Şimdi Orhan Gencebay’ı global bir marka kullanıyor. Vodafone, 80’lerin idolüne teknolojinin nimetlerini anlattırıyor, internet bağlantı hızını öven cümleler söyletiyor. Gencebay, yeni teknolojiyi övdüğü konuşmasının sonunu alışılmış hareketiyle, sağ elini sol göğsüne götürüp "Berhudar olun" diyerek bitiriyor. Baysal bu reklamların tüketiciyi kalbinden yakalamak amacı taşıdığını söylüyor.

Reklam eleştirmeni Şermin Topçu, arabeskçilerin reklamlarda yer almasını cesur ve önemli bir hamle olarak görüyor. Bu reklamları da mizahi buluyor. Topçu, reklamcılığın popüler olandan faydalanma sanatı olduğunu vurguluyor ve: "İnsanların artık çekinmeden arabesk müzik dinliyor, bunun kompleks bir durum olmaktan çıktığı düşünülürse bence arabeskin popülaritesi arttı." diyor.

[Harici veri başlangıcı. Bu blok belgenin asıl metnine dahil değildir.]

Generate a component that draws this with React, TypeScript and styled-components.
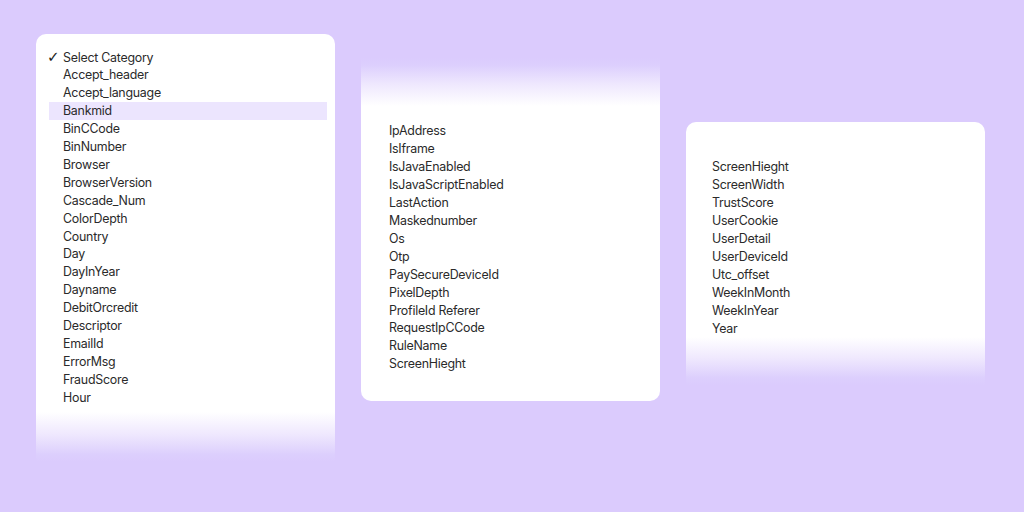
import React from "react";
import styled, { createGlobalStyle } from "styled-components";

const BG = "#dbcbfd";

const Global = createGlobalStyle`
  html, body { margin: 0; padding: 0; background: ${BG}; }
  body { font-family: "Inter", "DejaVu Sans", sans-serif; }
`;

const Page = styled.div`
  width: 1024px;
  height: 512px;
  box-sizing: border-box;
  padding-left: 36px;
  display: flex;
  align-items: flex-start;
  gap: 26px;
  background: ${BG};
  overflow: hidden;
`;

const Card = styled.div<{ $top: number; $pt: number; $pb: number; $pl: number; $fade: "top" | "bottom" }>`
  position: relative;
  width: 299px;
  margin-top: ${(p) => p.$top}px;
  padding: ${(p) => p.$pt}px 8px ${(p) => p.$pb}px ${(p) => p.$pl}px;
  box-sizing: border-box;
  background: #fff;
  border-radius: ${(p) => (p.$fade === "top" ? "0 0 10px 10px" : "10px 10px 0 0")};
`;

const Fade = styled.div<{ $side: "top" | "bottom"; $h: number }>`
  position: absolute;
  left: 0;
  right: 0;
  ${(p) => p.$side}: 0;
  height: ${(p) => p.$h}px;
  pointer-events: none;
  background: linear-gradient(
    ${(p) => (p.$side === "bottom" ? "to bottom" : "to top")},
    rgba(255, 255, 255, 0) 0%,
    rgba(232, 222, 253, 0.7) 45%,
    rgba(219, 205, 253, 0.96) 85%,
    rgba(219, 203, 253, 1) 100%
  );
`;

const List = styled.ul`
  list-style: none;
  margin: 0;
  padding: 0;
`;

const Row = styled.li<{ $active?: boolean }>`
  display: grid;
  grid-template-columns: 14px 1fr;
  align-items: center;
  height: 17.92px;
  font-size: 12.4px;
  letter-spacing: -0.25px;
  color: #2a2a2a;
  background: ${(p) => (p.$active ? "#ece5fe" : "transparent")};
  white-space: nowrap;
`;

const Check = styled.span`
  font-size: 15px;
  margin-left: -2px;
  font-family: "DejaVu Sans", sans-serif;
  color: #1c1c1c;
`;

const col1 = [
  "Select Category",
  "Accept_header",
  "Accept_language",
  "Bankmid",
  "BinCCode",
  "BinNumber",
  "Browser",
  "BrowserVersion",
  "Cascade_Num",
  "ColorDepth",
  "Country",
  "Day",
  "DayInYear",
  "Dayname",
  "DebitOrcredit",
  "Descriptor",
  "EmailId",
  "ErrorMsg",
  "FraudScore",
  "Hour",
];

const col2 = [
  "IpAddress",
  "IsIframe",
  "IsJavaEnabled",
  "IsJavaScriptEnabled",
  "LastAction",
  "Maskednumber",
  "Os",
  "Otp",
  "PaySecureDeviceId",
  "PixelDepth",
  "ProfileId Referer",
  "RequestIpCCode",
  "RuleName",
  "ScreenHieght",
];

const col3 = [
  "ScreenHieght",
  "ScreenWidth",
  "TrustScore",
  "UserCookie",
  "UserDetail",
  "UserDeviceId",
  "Utc_offset",
  "WeekInMonth",
  "WeekInYear",
  "Year",
];

function Items({ items, checked, active }: { items: string[]; checked?: string; active?: string }) {
  return (
    <List>
      {items.map((t, i) => (
        <Row key={i} $active={t === active}>
          <Check>{t === checked ? "✓" : ""}</Check>
          <span>{t}</span>
        </Row>
      ))}
    </List>
  );
}

export default function App() {
  return (
    <>
      <Global />
      <Page>
        <Card $top={34} $pt={14} $pb={56} $pl={13} $fade="bottom">
          <Items items={col1} checked="Select Category" active="Bankmid" />
          <Fade $side="bottom" $h={50} />
        </Card>
        <Card $top={58} $pt={64} $pb={28} $pl={14} $fade="top">
          <Items items={col2} />
          <Fade $side="top" $h={48} />
        </Card>
        <Card $top={122} $pt={36} $pb={48} $pl={12} $fade="bottom">
          <Items items={col3} />
          <Fade $side="bottom" $h={48} />
        </Card>
      </Page>
    </>
  );
}
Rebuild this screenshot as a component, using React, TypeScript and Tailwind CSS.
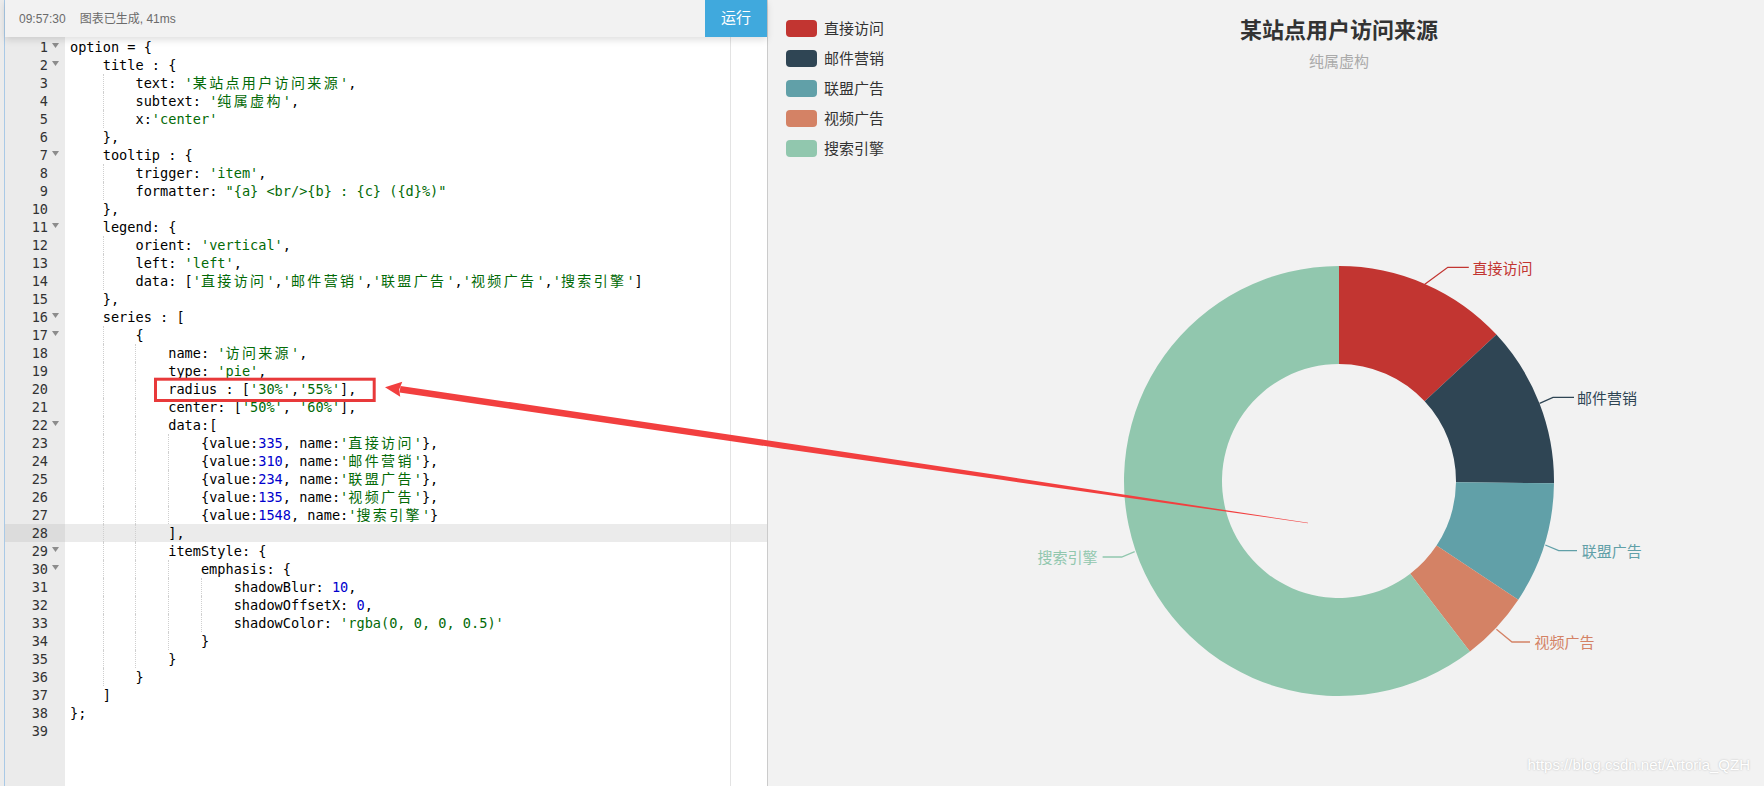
import React from "react";

const CODE: string[] = [
  "option = {",
  "    title : {",
  "        text: '某站点用户访问来源',",
  "        subtext: '纯属虚构',",
  "        x:'center'",
  "    },",
  "    tooltip : {",
  "        trigger: 'item',",
  '        formatter: "{a} <br/>{b} : {c} ({d}%)"',
  "    },",
  "    legend: {",
  "        orient: 'vertical',",
  "        left: 'left',",
  "        data: ['直接访问','邮件营销','联盟广告','视频广告','搜索引擎']",
  "    },",
  "    series : [",
  "        {",
  "            name: '访问来源',",
  "            type: 'pie',",
  "            radius : ['30%','55%'],",
  "            center: ['50%', '60%'],",
  "            data:[",
  "                {value:335, name:'直接访问'},",
  "                {value:310, name:'邮件营销'},",
  "                {value:234, name:'联盟广告'},",
  "                {value:135, name:'视频广告'},",
  "                {value:1548, name:'搜索引擎'}",
  "            ],",
  "            itemStyle: {",
  "                emphasis: {",
  "                    shadowBlur: 10,",
  "                    shadowOffsetX: 0,",
  "                    shadowColor: 'rgba(0, 0, 0, 0.5)'",
  "                }",
  "            }",
  "        }",
  "    ]",
  "};",
  "",
];

const FOLD = new Set([1, 2, 7, 11, 16, 17, 22, 29, 30]);
const ACTIVE = 28;

const isCJK = (ch: string) => /[\u3000-\u9fff\uff00-\uffef]/.test(ch);

function renderChars(text: string, keyBase: string) {
  const out: React.ReactNode[] = [];
  let buf = "";
  let i = 0;
  for (const ch of text) {
    if (isCJK(ch)) {
      if (buf) {
        out.push(<React.Fragment key={keyBase + "b" + i}>{buf}</React.Fragment>);
        buf = "";
      }
      out.push(
        <span
          key={keyBase + "c" + i}
          className="inline-block w-[16.36px] align-top text-[14px] leading-[18px]"
        >
          {ch}
        </span>
      );
    } else {
      buf += ch;
    }
    i++;
  }
  if (buf) out.push(<React.Fragment key={keyBase + "e"}>{buf}</React.Fragment>);
  return out;
}

function tokenize(line: string, lineKey: string) {
  const re = /('[^']*'|"[^"]*")|([A-Za-z_$][\w$]*)|(\d+(?:\.\d+)?)|([^'"A-Za-z_$\d]+)/g;
  const nodes: React.ReactNode[] = [];
  let m: RegExpExecArray | null;
  let k = 0;
  while ((m = re.exec(line)) !== null) {
    const key = lineKey + "-" + k++;
    if (m[1]) {
      nodes.push(
        <span key={key} className="text-[#036a07]">
          {renderChars(m[1], key)}
        </span>
      );
    } else if (m[3]) {
      nodes.push(
        <span key={key} className="text-[#0000cd]">
          {m[3]}
        </span>
      );
    } else {
      nodes.push(<React.Fragment key={key}>{m[0]}</React.Fragment>);
    }
  }
  return nodes;
}

function CodeLine({ text, n }: { text: string; n: number }) {
  const lead = text.length - text.trimStart().length;
  const levels = Math.floor(lead / 4);
  const rest = text.slice(levels * 4);
  const chunks: React.ReactNode[] = [];
  for (let k = 0; k < levels; k++) {
    chunks.push(
      k === 0 ? (
        <span key={"i" + k} className="inline-block h-[18px] w-[4ch] align-top" />
      ) : (
        <span
          key={"i" + k}
          className="inline-block h-[18px] w-[4ch] border-l border-dotted border-[#cfcfcf] align-top"
        />
      )
    );
  }
  return (
    <div
      className={
        "h-[18px] whitespace-pre pl-[5px] leading-[18px] text-black " +
        (n === ACTIVE ? "bg-[#ebebeb]" : "")
      }
    >
      {chunks}
      {tokenize(rest, "l" + n)}
    </div>
  );
}

function GutterRow({ n }: { n: number }) {
  return (
    <div
      className={
        "flex h-[18px] items-center justify-end pr-[3px] leading-[18px] text-[#333] " +
        (n === ACTIVE ? "bg-[#dcdcdc]" : "")
      }
    >
      <span>{n}</span>
      <span className="flex w-[14px] justify-center pb-[3px]">
        {FOLD.has(n) ? (
          <svg width="7" height="5" viewBox="0 0 7 5">
            <path d="M0 0 L7 0 L3.5 5 Z" fill="#8c8c8c" />
          </svg>
        ) : null}
      </span>
    </div>
  );
}

const CX = 1339;
const CY = 481;
const R = 215;
const RI = 117;

const DATA = [
  { name: "直接访问", value: 335, color: "#c23531" },
  { name: "邮件营销", value: 310, color: "#2f4554" },
  { name: "联盟广告", value: 234, color: "#61a0a8" },
  { name: "视频广告", value: 135, color: "#d48265" },
  { name: "搜索引擎", value: 1548, color: "#91c7ae" },
];

function pt(r: number, deg: number): [number, number] {
  const a = (deg * Math.PI) / 180;
  return [CX + r * Math.sin(a), CY - r * Math.cos(a)];
}

function arcPath(a0: number, a1: number) {
  const [x0, y0] = pt(R, a0);
  const [x1, y1] = pt(R, a1);
  const [x2, y2] = pt(RI, a1);
  const [x3, y3] = pt(RI, a0);
  const large = a1 - a0 > 180 ? 1 : 0;
  return `M${x0} ${y0} A${R} ${R} 0 ${large} 1 ${x1} ${y1} L${x2} ${y2} A${RI} ${RI} 0 ${large} 0 ${x3} ${y3} Z`;
}

const LABELS = [
  { text: "直接访问", color: "#c23531", pts: "1424.8,284.3 1447.8,267.3 1468.8,267.3", x: 1472.6, y: 267, anchor: "start" },
  { text: "邮件营销", color: "#2f4554", pts: "1539.6,403.3 1553,397.3 1574,397.3", x: 1577, y: 397, anchor: "start" },
  { text: "联盟广告", color: "#61a0a8", pts: "1545.3,545 1558.7,550.7 1577,550.7", x: 1581.7, y: 550.5, anchor: "start" },
  { text: "视频广告", color: "#d48265", pts: "1496.4,629.3 1512,642 1530,642", x: 1534.6, y: 641, anchor: "start" },
  { text: "搜索引擎", color: "#91c7ae", pts: "1134.7,551.7 1121.7,557 1102.6,557", x: 1097.6, y: 556.5, anchor: "end" },
];

function PieChart() {
  const total = DATA.reduce((s, d) => s + d.value, 0);
  let acc = 0;
  const slices = DATA.map((d) => {
    const a0 = (acc / total) * 360;
    acc += d.value;
    const a1 = (acc / total) * 360;
    return { ...d, a0, a1 };
  });
  return (
    <svg
      className="absolute inset-0"
      width="1142"
      height="786"
      viewBox="768 0 1142 786"
    >
      {slices.map((s) => (
        <path key={s.name} d={arcPath(s.a0, s.a1)} fill={s.color} />
      ))}
      {LABELS.map((l) => (
        <g key={l.text}>
          <polyline points={l.pts} fill="none" stroke={l.color} strokeWidth="1.3" />
          <text
            x={l.x}
            y={l.y}
            fill={l.color}
            fontSize="15"
            textAnchor={l.anchor as "start" | "end"}
            dominantBaseline="central"
            fontFamily="'Noto Sans CJK SC', sans-serif"
          >
            {l.text}
          </text>
        </g>
      ))}
    </svg>
  );
}

function Overlay() {
  return (
    <svg
      className="pointer-events-none absolute inset-0 z-20"
      width="1764"
      height="786"
      viewBox="0 0 1764 786"
    >
      <rect x="155.5" y="379.2" width="218.7" height="21.3" fill="none" stroke="#e8393a" strokeWidth="3" />
      <polygon
        points="400.5,385.9 780.4,442.2 1000.3,475.6 1308,522.8 1308,523.2 999.7,479.6 779.6,448.2 399.5,392.5"
        fill="#f23f3f"
      />
      <polygon points="385,387.3 402.3,381.8 399.2,389.6 400.2,396.8" fill="#f23f3f" />
    </svg>
  );
}

export default function App() {
  return (
    <div className="relative flex h-[786px] w-[1764px] overflow-hidden bg-[#f2f2f2] font-['Liberation_Sans','Noto_Sans_CJK_SC',sans-serif]">
      {/* Editor panel */}
      <div className="flex h-full w-[768px] shrink-0 bg-[#ececec] pl-[4px]">
        <div className="flex min-w-0 flex-1 flex-col border-l border-r border-l-[#a9c9e6] border-r-[#cbcbcb]">
          <div className="relative z-10 flex h-[37px] shrink-0 shadow-[0_3px_7px_rgba(0,0,0,0.13)]">
            <div className="flex flex-1 items-center bg-[#f2f2f2] pl-[14px] text-[12px] text-[#6b6b6b]">
              <span>09:57:30</span>
              <span className="ml-[14px]">图表已生成, 41ms</span>
            </div>
            <div className="flex w-[62px] items-center justify-center bg-[#40a9dd] text-[15px] text-white">
              运行
            </div>
          </div>
          <div className="relative flex min-h-0 flex-1 font-['DejaVu_Sans_Mono','Noto_Sans_CJK_SC',monospace] text-[13.6px]">
            <div className="w-[60px] shrink-0 bg-[#ebebeb] pt-[1px]">
              {CODE.map((_, i) => (
                <GutterRow key={i} n={i + 1} />
              ))}
            </div>
            <div className="relative min-w-0 flex-1 bg-white pt-[1px]">
              {CODE.map((t, i) => (
                <CodeLine key={i} text={t} n={i + 1} />
              ))}
              <div className="absolute bottom-0 left-[665px] top-0 w-px bg-[#e3e3e3]" />
            </div>
          </div>
        </div>
      </div>

      {/* Chart panel */}
      <div className="relative min-w-0 flex-1 overflow-hidden bg-[#f2f2f2] font-['Noto_Sans_CJK_SC',sans-serif]">
        <div className="relative h-full w-[1142px]">
          <PieChart />
          <div className="relative grid grid-cols-1">
            <div className="col-start-1 row-start-1 flex flex-col gap-[12px] justify-self-start pl-[18px] pt-[19px]">
              {DATA.map((d) => (
                <div key={d.name} className="flex h-[18px] items-center gap-[7px]">
                  <span
                    className={
                      "h-[17px] w-[31px] rounded-[4px] " +
                      (d.name === "直接访问"
                        ? "bg-[#c23531]"
                        : d.name === "邮件营销"
                        ? "bg-[#2f4554]"
                        : d.name === "联盟广告"
                        ? "bg-[#61a0a8]"
                        : d.name === "视频广告"
                        ? "bg-[#d48265]"
                        : "bg-[#91c7ae]")
                    }
                  />
                  <span className="text-[15px] leading-[18px] text-[#333]">{d.name}</span>
                </div>
              ))}
            </div>
            <div className="col-start-1 row-start-1 flex flex-col items-center justify-self-center pt-[13px]">
              <div className="text-[22px] font-bold leading-[30px] text-[#333]">某站点用户访问来源</div>
              <div className="mt-[8px] text-[15px] leading-[20px] text-[#aaa]">纯属虚构</div>
            </div>
          </div>
        </div>
      </div>

      <div className="absolute bottom-[11px] right-[14px] z-10 font-['Liberation_Sans',sans-serif] text-[15px] leading-[20px] text-white [text-shadow:0_0_2px_rgba(0,0,0,0.25)]">
        https://blog.csdn.net/Artoria_QZH
      </div>

      <Overlay />
    </div>
  );
}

Günseli Özen Ocakoğlu, Ümit Besen‘li reklamı ilginç buluyor. Değerlendirmesi ise şöyle: "Geçmişin kahreden ayrılıkları yerine yeni kuşağın ‘adam sendeci’ tavrının altı çiziliyor. Kuşaklar arasındaki çelişkiyi mizahi bir anlatımla dile getirmek iyi bir seçim. Popüler kültür ürünlerinin tanıtımında eski zamanların popüler kültürü kullanılıyor." Ocakoğlu Orhan Gencebay’lı tanıtım filmi içinse: "Vodafone, Gencebay’la abonesiyle arasındaki buzları çözmeye çalışıyor. Şu anda tüm kuşaklara hitap eden başka sanatçı olmadığından Orhan Gencebay doğru bir tercih."

Ülker, ürünlerinin tanıtımında Ümit Besen’i tercih etmelerinin sebebini: "Ümit Besen sadece herkesin tanıdığı bir müzisyen değil, günümüzde nostaljik bir tadı olan drama kültürünün de sözcüsü. Ürünümüzü Ümit Besen motifi üzerinden dramanın karşısına konumlandırmış olduk. Dramadan kastımız üzerinde durulmaması gereken gündelik ve geçici sıkıntılardı, kremadan kastımız da ‘Rondo’ydu." diye açıklıyor.